**Exercise details:** Omit every picture and return the rest of the data unaltered.

■ ■ ■

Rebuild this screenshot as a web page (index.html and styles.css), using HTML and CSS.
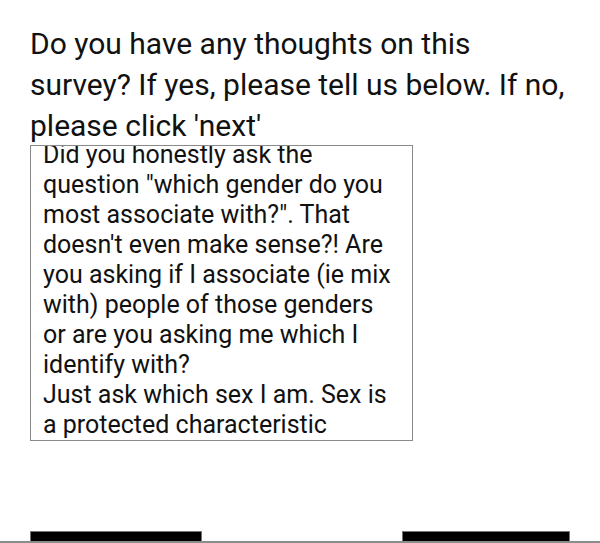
FILE: index.html
```html
<!DOCTYPE html>
<html>
<head>
<meta charset="utf-8">
<link rel="stylesheet" href="styles.css">
</head>
<body>
<div class="page">
  <div class="question">
    <h1 class="q-title">Do you have any thoughts on this<br>survey? If yes, please tell us below. If no, please click 'next'</h1>
    <div class="answer">
      <div class="answer-text">Did you honestly ask the question "which gender do you most associate with?". That doesn't even make sense?! Are you asking if I associate (ie mix with) people of those genders or are you asking me which I identify with?<br>Just ask which sex I am. Sex is a protected characteristic</div>
    </div>
  </div>
  <div class="spacer"></div>
  <div class="nav">
    <div class="btn"></div>
    <div class="btn btn-next"></div>
  </div>
  <div class="footer-line"></div>
</div>
</body>
</html>
```
FILE: styles.css
```css
html, body {
  margin: 0;
  padding: 0;
  background: #ffffff;
}
.page {
  height: 543px;
  display: flex;
  flex-direction: column;
  overflow: hidden;
  font-family: Roboto, "Liberation Sans", sans-serif;
  color: #111;
}
.question {
  padding: 23px 30px 0 30px;
}
.q-title {
  margin: 0;
  font-size: 30px;
  font-weight: 400;
  line-height: 41px;
  width: 560px;
}
.answer {
  margin-top: -1px;
  border: 1px solid #8a8a8a;
  display: flex;
  flex-direction: column;
  justify-content: flex-end;
  overflow: hidden;
  padding: 0 15px 0 12px;
  box-sizing: content-box;
  width: 354px;
  height: 294px;
}
.answer-text {
  font-size: 25px;
  line-height: 30px;
  color: #111;
}
.spacer {
  flex: 1;
}
.nav {
  display: flex;
  justify-content: space-between;
  padding: 0 30px;
  height: 10px;
}
.btn {
  width: 170px;
  background: #000;
  border: 1px solid #777;
  border-bottom: none;
}
.btn-next {
  width: 166px;
}
.footer-line {
  height: 2px;
  background: #8c8c8c;
}
```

■ ■ ■

**Result for this task:**
Rebuild this screenshot as a web page (index.html and styles.css), using HTML and CSS.
FILE: index.html
```html
<!DOCTYPE html>
<html>
<head>
<meta charset="utf-8">
<link rel="stylesheet" href="styles.css">
</head>
<body>
<div class="page">
  <div class="question">
    <h1 class="q-title">Do you have any thoughts on this<br>survey? If yes, please tell us below. If no, please click 'next'</h1>
    <div class="answer">
      <div class="answer-text">Did you honestly ask the question "which gender do you most associate with?". That doesn't even make sense?! Are you asking if I associate (ie mix with) people of those genders or are you asking me which I identify with?<br>Just ask which sex I am. Sex is a protected characteristic</div>
    </div>
  </div>
  <div class="spacer"></div>
  <div class="nav">
    <div class="btn"></div>
    <div class="btn btn-next"></div>
  </div>
  <div class="footer-line"></div>
</div>
</body>
</html>
```
FILE: styles.css
```css
html, body {
  margin: 0;
  padding: 0;
  background: #ffffff;
}
.page {
  height: 543px;
  display: flex;
  flex-direction: column;
  overflow: hidden;
  font-family: Roboto, "Liberation Sans", sans-serif;
  color: #111;
}
.question {
  padding: 23px 30px 0 30px;
}
.q-title {
  margin: 0;
  font-size: 30px;
  font-weight: 400;
  line-height: 41px;
  width: 560px;
}
.answer {
  margin-top: -1px;
  border: 1px solid #8a8a8a;
  display: flex;
  flex-direction: column;
  justify-content: flex-end;
  overflow: hidden;
  padding: 0 15px 0 12px;
  box-sizing: content-box;
  width: 354px;
  height: 294px;
}
.answer-text {
  font-size: 25px;
  line-height: 30px;
  color: #111;
}
.spacer {
  flex: 1;
}
.nav {
  display: flex;
  justify-content: space-between;
  padding: 0 30px;
  height: 10px;
}
.btn {
  width: 170px;
  background: #000;
  border: 1px solid #777;
  border-bottom: none;
}
.btn-next {
  width: 166px;
}
.footer-line {
  height: 2px;
  background: #8c8c8c;
}
```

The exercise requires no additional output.